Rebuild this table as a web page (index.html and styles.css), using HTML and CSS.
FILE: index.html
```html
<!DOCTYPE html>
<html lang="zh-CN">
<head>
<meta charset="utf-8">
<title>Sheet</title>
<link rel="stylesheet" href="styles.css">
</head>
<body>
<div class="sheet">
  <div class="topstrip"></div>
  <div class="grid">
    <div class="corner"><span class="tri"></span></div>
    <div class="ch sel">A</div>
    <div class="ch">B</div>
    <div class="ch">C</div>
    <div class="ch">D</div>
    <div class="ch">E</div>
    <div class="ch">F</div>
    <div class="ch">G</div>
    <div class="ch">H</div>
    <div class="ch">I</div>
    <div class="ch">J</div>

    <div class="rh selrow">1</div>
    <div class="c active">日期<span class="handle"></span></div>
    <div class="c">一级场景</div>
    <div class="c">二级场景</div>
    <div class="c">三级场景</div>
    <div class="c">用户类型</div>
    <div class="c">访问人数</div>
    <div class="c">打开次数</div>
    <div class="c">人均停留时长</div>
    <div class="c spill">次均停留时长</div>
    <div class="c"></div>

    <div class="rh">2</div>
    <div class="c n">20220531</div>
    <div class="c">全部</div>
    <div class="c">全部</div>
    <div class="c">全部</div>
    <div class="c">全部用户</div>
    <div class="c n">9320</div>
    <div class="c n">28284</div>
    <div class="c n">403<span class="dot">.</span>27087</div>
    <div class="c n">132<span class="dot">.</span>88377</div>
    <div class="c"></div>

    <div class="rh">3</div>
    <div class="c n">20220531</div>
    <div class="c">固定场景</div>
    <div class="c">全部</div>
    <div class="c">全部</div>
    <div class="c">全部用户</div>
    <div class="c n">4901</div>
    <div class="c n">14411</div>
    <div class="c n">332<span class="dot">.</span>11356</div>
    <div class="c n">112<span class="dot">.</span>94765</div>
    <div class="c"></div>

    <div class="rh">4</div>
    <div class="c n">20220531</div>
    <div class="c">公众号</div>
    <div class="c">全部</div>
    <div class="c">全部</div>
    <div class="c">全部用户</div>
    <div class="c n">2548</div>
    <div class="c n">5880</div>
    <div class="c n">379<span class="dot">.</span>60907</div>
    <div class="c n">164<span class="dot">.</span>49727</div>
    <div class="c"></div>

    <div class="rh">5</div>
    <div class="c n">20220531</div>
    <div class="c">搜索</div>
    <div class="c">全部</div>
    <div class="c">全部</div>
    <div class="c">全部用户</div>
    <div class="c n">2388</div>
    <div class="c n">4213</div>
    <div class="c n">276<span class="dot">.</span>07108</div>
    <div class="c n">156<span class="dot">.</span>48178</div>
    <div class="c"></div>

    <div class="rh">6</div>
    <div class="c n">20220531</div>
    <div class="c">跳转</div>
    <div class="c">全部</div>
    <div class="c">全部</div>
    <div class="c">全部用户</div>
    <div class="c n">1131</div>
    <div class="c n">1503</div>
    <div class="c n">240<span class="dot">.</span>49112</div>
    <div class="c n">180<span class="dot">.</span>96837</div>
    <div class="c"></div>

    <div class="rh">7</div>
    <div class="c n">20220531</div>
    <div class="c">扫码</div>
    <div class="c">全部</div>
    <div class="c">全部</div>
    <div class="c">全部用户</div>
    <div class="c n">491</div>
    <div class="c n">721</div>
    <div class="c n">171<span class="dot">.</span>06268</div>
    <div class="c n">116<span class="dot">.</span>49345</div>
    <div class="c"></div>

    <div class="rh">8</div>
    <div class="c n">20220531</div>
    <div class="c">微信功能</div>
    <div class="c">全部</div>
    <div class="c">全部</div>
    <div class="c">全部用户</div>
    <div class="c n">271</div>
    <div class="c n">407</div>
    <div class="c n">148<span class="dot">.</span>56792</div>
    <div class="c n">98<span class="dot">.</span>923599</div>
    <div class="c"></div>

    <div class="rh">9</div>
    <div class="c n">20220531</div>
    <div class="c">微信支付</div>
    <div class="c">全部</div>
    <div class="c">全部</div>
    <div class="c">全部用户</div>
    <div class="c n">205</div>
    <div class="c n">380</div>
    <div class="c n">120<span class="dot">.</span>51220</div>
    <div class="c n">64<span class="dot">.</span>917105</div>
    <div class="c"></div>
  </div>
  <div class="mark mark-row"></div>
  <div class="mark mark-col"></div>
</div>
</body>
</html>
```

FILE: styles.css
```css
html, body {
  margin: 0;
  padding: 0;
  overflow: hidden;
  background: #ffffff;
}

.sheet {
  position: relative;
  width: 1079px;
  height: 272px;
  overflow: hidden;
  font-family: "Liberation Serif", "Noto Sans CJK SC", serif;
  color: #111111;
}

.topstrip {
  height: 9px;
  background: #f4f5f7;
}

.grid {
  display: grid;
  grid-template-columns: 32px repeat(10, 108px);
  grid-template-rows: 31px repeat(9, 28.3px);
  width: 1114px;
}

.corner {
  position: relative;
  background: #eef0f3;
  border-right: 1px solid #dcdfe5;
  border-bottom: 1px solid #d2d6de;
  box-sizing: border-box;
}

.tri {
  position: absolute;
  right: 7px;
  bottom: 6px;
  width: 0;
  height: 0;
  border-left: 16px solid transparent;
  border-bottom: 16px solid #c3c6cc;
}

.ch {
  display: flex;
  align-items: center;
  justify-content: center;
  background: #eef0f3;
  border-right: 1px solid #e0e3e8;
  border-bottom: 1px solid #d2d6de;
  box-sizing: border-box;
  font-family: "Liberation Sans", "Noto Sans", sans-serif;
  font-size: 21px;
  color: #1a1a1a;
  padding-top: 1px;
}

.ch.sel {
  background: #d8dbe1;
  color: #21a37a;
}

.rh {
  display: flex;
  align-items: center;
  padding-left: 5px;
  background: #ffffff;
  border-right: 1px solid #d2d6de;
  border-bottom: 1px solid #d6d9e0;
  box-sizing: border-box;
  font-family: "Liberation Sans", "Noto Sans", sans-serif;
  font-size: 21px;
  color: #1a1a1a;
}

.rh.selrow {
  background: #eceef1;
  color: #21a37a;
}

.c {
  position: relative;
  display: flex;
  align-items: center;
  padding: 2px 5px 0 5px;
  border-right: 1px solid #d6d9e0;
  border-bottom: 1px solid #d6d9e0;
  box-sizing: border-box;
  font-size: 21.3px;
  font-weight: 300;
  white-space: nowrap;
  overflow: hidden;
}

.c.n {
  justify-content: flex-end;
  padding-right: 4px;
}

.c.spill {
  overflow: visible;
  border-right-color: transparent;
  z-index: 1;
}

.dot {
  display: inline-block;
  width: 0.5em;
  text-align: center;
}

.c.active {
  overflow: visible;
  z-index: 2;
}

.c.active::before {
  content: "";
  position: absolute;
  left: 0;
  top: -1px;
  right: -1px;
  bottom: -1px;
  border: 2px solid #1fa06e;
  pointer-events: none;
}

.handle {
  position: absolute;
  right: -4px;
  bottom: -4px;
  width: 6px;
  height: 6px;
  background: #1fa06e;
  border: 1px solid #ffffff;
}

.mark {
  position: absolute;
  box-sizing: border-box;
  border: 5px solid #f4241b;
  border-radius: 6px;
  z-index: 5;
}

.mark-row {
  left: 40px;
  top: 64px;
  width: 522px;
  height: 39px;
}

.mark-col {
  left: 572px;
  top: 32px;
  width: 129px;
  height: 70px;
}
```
※
#### [JOB]
Each line of the listing above should be output exactly.

#### [WRITTEN SOLUTION]
Rebuild this table as a web page (index.html and styles.css), using HTML and CSS.
FILE: index.html
```html
<!DOCTYPE html>
<html lang="zh-CN">
<head>
<meta charset="utf-8">
<title>Sheet</title>
<link rel="stylesheet" href="styles.css">
</head>
<body>
<div class="sheet">
  <div class="topstrip"></div>
  <div class="grid">
    <div class="corner"><span class="tri"></span></div>
    <div class="ch sel">A</div>
    <div class="ch">B</div>
    <div class="ch">C</div>
    <div class="ch">D</div>
    <div class="ch">E</div>
    <div class="ch">F</div>
    <div class="ch">G</div>
    <div class="ch">H</div>
    <div class="ch">I</div>
    <div class="ch">J</div>

    <div class="rh selrow">1</div>
    <div class="c active">日期<span class="handle"></span></div>
    <div class="c">一级场景</div>
    <div class="c">二级场景</div>
    <div class="c">三级场景</div>
    <div class="c">用户类型</div>
    <div class="c">访问人数</div>
    <div class="c">打开次数</div>
    <div class="c">人均停留时长</div>
    <div class="c spill">次均停留时长</div>
    <div class="c"></div>

    <div class="rh">2</div>
    <div class="c n">20220531</div>
    <div class="c">全部</div>
    <div class="c">全部</div>
    <div class="c">全部</div>
    <div class="c">全部用户</div>
    <div class="c n">9320</div>
    <div class="c n">28284</div>
    <div class="c n">403<span class="dot">.</span>27087</div>
    <div class="c n">132<span class="dot">.</span>88377</div>
    <div class="c"></div>

    <div class="rh">3</div>
    <div class="c n">20220531</div>
    <div class="c">固定场景</div>
    <div class="c">全部</div>
    <div class="c">全部</div>
    <div class="c">全部用户</div>
    <div class="c n">4901</div>
    <div class="c n">14411</div>
    <div class="c n">332<span class="dot">.</span>11356</div>
    <div class="c n">112<span class="dot">.</span>94765</div>
    <div class="c"></div>

    <div class="rh">4</div>
    <div class="c n">20220531</div>
    <div class="c">公众号</div>
    <div class="c">全部</div>
    <div class="c">全部</div>
    <div class="c">全部用户</div>
    <div class="c n">2548</div>
    <div class="c n">5880</div>
    <div class="c n">379<span class="dot">.</span>60907</div>
    <div class="c n">164<span class="dot">.</span>49727</div>
    <div class="c"></div>

    <div class="rh">5</div>
    <div class="c n">20220531</div>
    <div class="c">搜索</div>
    <div class="c">全部</div>
    <div class="c">全部</div>
    <div class="c">全部用户</div>
    <div class="c n">2388</div>
    <div class="c n">4213</div>
    <div class="c n">276<span class="dot">.</span>07108</div>
    <div class="c n">156<span class="dot">.</span>48178</div>
    <div class="c"></div>

    <div class="rh">6</div>
    <div class="c n">20220531</div>
    <div class="c">跳转</div>
    <div class="c">全部</div>
    <div class="c">全部</div>
    <div class="c">全部用户</div>
    <div class="c n">1131</div>
    <div class="c n">1503</div>
    <div class="c n">240<span class="dot">.</span>49112</div>
    <div class="c n">180<span class="dot">.</span>96837</div>
    <div class="c"></div>

    <div class="rh">7</div>
    <div class="c n">20220531</div>
    <div class="c">扫码</div>
    <div class="c">全部</div>
    <div class="c">全部</div>
    <div class="c">全部用户</div>
    <div class="c n">491</div>
    <div class="c n">721</div>
    <div class="c n">171<span class="dot">.</span>06268</div>
    <div class="c n">116<span class="dot">.</span>49345</div>
    <div class="c"></div>

    <div class="rh">8</div>
    <div class="c n">20220531</div>
    <div class="c">微信功能</div>
    <div class="c">全部</div>
    <div class="c">全部</div>
    <div class="c">全部用户</div>
    <div class="c n">271</div>
    <div class="c n">407</div>
    <div class="c n">148<span class="dot">.</span>56792</div>
    <div class="c n">98<span class="dot">.</span>923599</div>
    <div class="c"></div>

    <div class="rh">9</div>
    <div class="c n">20220531</div>
    <div class="c">微信支付</div>
    <div class="c">全部</div>
    <div class="c">全部</div>
    <div class="c">全部用户</div>
    <div class="c n">205</div>
    <div class="c n">380</div>
    <div class="c n">120<span class="dot">.</span>51220</div>
    <div class="c n">64<span class="dot">.</span>917105</div>
    <div class="c"></div>
  </div>
  <div class="mark mark-row"></div>
  <div class="mark mark-col"></div>
</div>
</body>
</html>
```

FILE: styles.css
```css
html, body {
  margin: 0;
  padding: 0;
  overflow: hidden;
  background: #ffffff;
}

.sheet {
  position: relative;
  width: 1079px;
  height: 272px;
  overflow: hidden;
  font-family: "Liberation Serif", "Noto Sans CJK SC", serif;
  color: #111111;
}

.topstrip {
  height: 9px;
  background: #f4f5f7;
}

.grid {
  display: grid;
  grid-template-columns: 32px repeat(10, 108px);
  grid-template-rows: 31px repeat(9, 28.3px);
  width: 1114px;
}

.corner {
  position: relative;
  background: #eef0f3;
  border-right: 1px solid #dcdfe5;
  border-bottom: 1px solid #d2d6de;
  box-sizing: border-box;
}

.tri {
  position: absolute;
  right: 7px;
  bottom: 6px;
  width: 0;
  height: 0;
  border-left: 16px solid transparent;
  border-bottom: 16px solid #c3c6cc;
}

.ch {
  display: flex;
  align-items: center;
  justify-content: center;
  background: #eef0f3;
  border-right: 1px solid #e0e3e8;
  border-bottom: 1px solid #d2d6de;
  box-sizing: border-box;
  font-family: "Liberation Sans", "Noto Sans", sans-serif;
  font-size: 21px;
  color: #1a1a1a;
  padding-top: 1px;
}

.ch.sel {
  background: #d8dbe1;
  color: #21a37a;
}

.rh {
  display: flex;
  align-items: center;
  padding-left: 5px;
  background: #ffffff;
  border-right: 1px solid #d2d6de;
  border-bottom: 1px solid #d6d9e0;
  box-sizing: border-box;
  font-family: "Liberation Sans", "Noto Sans", sans-serif;
  font-size: 21px;
  color: #1a1a1a;
}

.rh.selrow {
  background: #eceef1;
  color: #21a37a;
}

.c {
  position: relative;
  display: flex;
  align-items: center;
  padding: 2px 5px 0 5px;
  border-right: 1px solid #d6d9e0;
  border-bottom: 1px solid #d6d9e0;
  box-sizing: border-box;
  font-size: 21.3px;
  font-weight: 300;
  white-space: nowrap;
  overflow: hidden;
}

.c.n {
  justify-content: flex-end;
  padding-right: 4px;
}

.c.spill {
  overflow: visible;
  border-right-color: transparent;
  z-index: 1;
}

.dot {
  display: inline-block;
  width: 0.5em;
  text-align: center;
}

.c.active {
  overflow: visible;
  z-index: 2;
}

.c.active::before {
  content: "";
  position: absolute;
  left: 0;
  top: -1px;
  right: -1px;
  bottom: -1px;
  border: 2px solid #1fa06e;
  pointer-events: none;
}

.handle {
  position: absolute;
  right: -4px;
  bottom: -4px;
  width: 6px;
  height: 6px;
  background: #1fa06e;
  border: 1px solid #ffffff;
}

.mark {
  position: absolute;
  box-sizing: border-box;
  border: 5px solid #f4241b;
  border-radius: 6px;
  z-index: 5;
}

.mark-row {
  left: 40px;
  top: 64px;
  width: 522px;
  height: 39px;
}

.mark-col {
  left: 572px;
  top: 32px;
  width: 129px;
  height: 70px;
}
```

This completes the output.